What to do: Give back all the data exactly, line by line.
--- start of Information provided ---
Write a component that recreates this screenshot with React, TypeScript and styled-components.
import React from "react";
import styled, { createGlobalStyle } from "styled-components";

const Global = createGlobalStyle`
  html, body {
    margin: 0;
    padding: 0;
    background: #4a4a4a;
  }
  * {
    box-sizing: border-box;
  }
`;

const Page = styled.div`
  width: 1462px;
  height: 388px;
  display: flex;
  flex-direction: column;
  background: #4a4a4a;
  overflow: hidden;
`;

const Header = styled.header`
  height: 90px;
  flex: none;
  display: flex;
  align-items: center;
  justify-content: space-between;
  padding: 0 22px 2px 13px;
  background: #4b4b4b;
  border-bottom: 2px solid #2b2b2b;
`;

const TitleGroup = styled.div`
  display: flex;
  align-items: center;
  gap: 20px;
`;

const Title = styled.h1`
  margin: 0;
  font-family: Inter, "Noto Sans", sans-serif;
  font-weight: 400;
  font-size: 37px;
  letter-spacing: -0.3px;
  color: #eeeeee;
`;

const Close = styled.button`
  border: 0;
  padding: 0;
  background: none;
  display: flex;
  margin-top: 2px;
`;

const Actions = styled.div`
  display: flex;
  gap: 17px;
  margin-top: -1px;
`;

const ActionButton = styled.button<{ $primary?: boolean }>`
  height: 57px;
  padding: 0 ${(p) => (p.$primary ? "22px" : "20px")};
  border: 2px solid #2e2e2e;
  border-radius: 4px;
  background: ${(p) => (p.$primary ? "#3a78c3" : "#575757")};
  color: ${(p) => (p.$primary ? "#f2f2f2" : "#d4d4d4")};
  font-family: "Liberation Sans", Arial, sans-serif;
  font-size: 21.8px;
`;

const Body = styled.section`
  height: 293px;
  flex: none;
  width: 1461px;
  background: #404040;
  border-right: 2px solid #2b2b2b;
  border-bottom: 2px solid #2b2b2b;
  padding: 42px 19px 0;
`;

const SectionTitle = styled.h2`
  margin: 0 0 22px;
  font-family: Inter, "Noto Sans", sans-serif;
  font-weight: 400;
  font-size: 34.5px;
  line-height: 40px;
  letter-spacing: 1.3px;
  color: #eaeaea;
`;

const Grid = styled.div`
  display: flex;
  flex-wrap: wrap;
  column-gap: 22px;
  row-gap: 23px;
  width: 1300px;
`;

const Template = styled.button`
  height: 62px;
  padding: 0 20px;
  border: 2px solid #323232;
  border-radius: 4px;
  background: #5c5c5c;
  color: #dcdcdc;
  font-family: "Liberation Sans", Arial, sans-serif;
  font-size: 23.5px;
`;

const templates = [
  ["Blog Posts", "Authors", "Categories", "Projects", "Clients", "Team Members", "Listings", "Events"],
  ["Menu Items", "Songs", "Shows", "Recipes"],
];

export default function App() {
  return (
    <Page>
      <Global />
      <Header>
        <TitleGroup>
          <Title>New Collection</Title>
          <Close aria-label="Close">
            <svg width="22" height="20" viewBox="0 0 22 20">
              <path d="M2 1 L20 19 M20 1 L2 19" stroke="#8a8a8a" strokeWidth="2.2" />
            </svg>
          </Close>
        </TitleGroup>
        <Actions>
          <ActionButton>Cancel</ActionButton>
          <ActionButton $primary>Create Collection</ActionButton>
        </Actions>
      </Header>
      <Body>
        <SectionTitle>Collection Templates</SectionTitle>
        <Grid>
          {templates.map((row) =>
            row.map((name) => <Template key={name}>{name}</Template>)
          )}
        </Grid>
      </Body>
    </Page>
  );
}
--- end of Information provided ---
Solution for this exercise:
Write a component that recreates this screenshot with React, TypeScript and styled-components.
import React from "react";
import styled, { createGlobalStyle } from "styled-components";

const Global = createGlobalStyle`
  html, body {
    margin: 0;
    padding: 0;
    background: #4a4a4a;
  }
  * {
    box-sizing: border-box;
  }
`;

const Page = styled.div`
  width: 1462px;
  height: 388px;
  display: flex;
  flex-direction: column;
  background: #4a4a4a;
  overflow: hidden;
`;

const Header = styled.header`
  height: 90px;
  flex: none;
  display: flex;
  align-items: center;
  justify-content: space-between;
  padding: 0 22px 2px 13px;
  background: #4b4b4b;
  border-bottom: 2px solid #2b2b2b;
`;

const TitleGroup = styled.div`
  display: flex;
  align-items: center;
  gap: 20px;
`;

const Title = styled.h1`
  margin: 0;
  font-family: Inter, "Noto Sans", sans-serif;
  font-weight: 400;
  font-size: 37px;
  letter-spacing: -0.3px;
  color: #eeeeee;
`;

const Close = styled.button`
  border: 0;
  padding: 0;
  background: none;
  display: flex;
  margin-top: 2px;
`;

const Actions = styled.div`
  display: flex;
  gap: 17px;
  margin-top: -1px;
`;

const ActionButton = styled.button<{ $primary?: boolean }>`
  height: 57px;
  padding: 0 ${(p) => (p.$primary ? "22px" : "20px")};
  border: 2px solid #2e2e2e;
  border-radius: 4px;
  background: ${(p) => (p.$primary ? "#3a78c3" : "#575757")};
  color: ${(p) => (p.$primary ? "#f2f2f2" : "#d4d4d4")};
  font-family: "Liberation Sans", Arial, sans-serif;
  font-size: 21.8px;
`;

const Body = styled.section`
  height: 293px;
  flex: none;
  width: 1461px;
  background: #404040;
  border-right: 2px solid #2b2b2b;
  border-bottom: 2px solid #2b2b2b;
  padding: 42px 19px 0;
`;

const SectionTitle = styled.h2`
  margin: 0 0 22px;
  font-family: Inter, "Noto Sans", sans-serif;
  font-weight: 400;
  font-size: 34.5px;
  line-height: 40px;
  letter-spacing: 1.3px;
  color: #eaeaea;
`;

const Grid = styled.div`
  display: flex;
  flex-wrap: wrap;
  column-gap: 22px;
  row-gap: 23px;
  width: 1300px;
`;

const Template = styled.button`
  height: 62px;
  padding: 0 20px;
  border: 2px solid #323232;
  border-radius: 4px;
  background: #5c5c5c;
  color: #dcdcdc;
  font-family: "Liberation Sans", Arial, sans-serif;
  font-size: 23.5px;
`;

const templates = [
  ["Blog Posts", "Authors", "Categories", "Projects", "Clients", "Team Members", "Listings", "Events"],
  ["Menu Items", "Songs", "Shows", "Recipes"],
];

export default function App() {
  return (
    <Page>
      <Global />
      <Header>
        <TitleGroup>
          <Title>New Collection</Title>
          <Close aria-label="Close">
            <svg width="22" height="20" viewBox="0 0 22 20">
              <path d="M2 1 L20 19 M20 1 L2 19" stroke="#8a8a8a" strokeWidth="2.2" />
            </svg>
          </Close>
        </TitleGroup>
        <Actions>
          <ActionButton>Cancel</ActionButton>
          <ActionButton $primary>Create Collection</ActionButton>
        </Actions>
      </Header>
      <Body>
        <SectionTitle>Collection Templates</SectionTitle>
        <Grid>
          {templates.map((row) =>
            row.map((name) => <Template key={name}>{name}</Template>)
          )}
        </Grid>
      </Body>
    </Page>
  );
}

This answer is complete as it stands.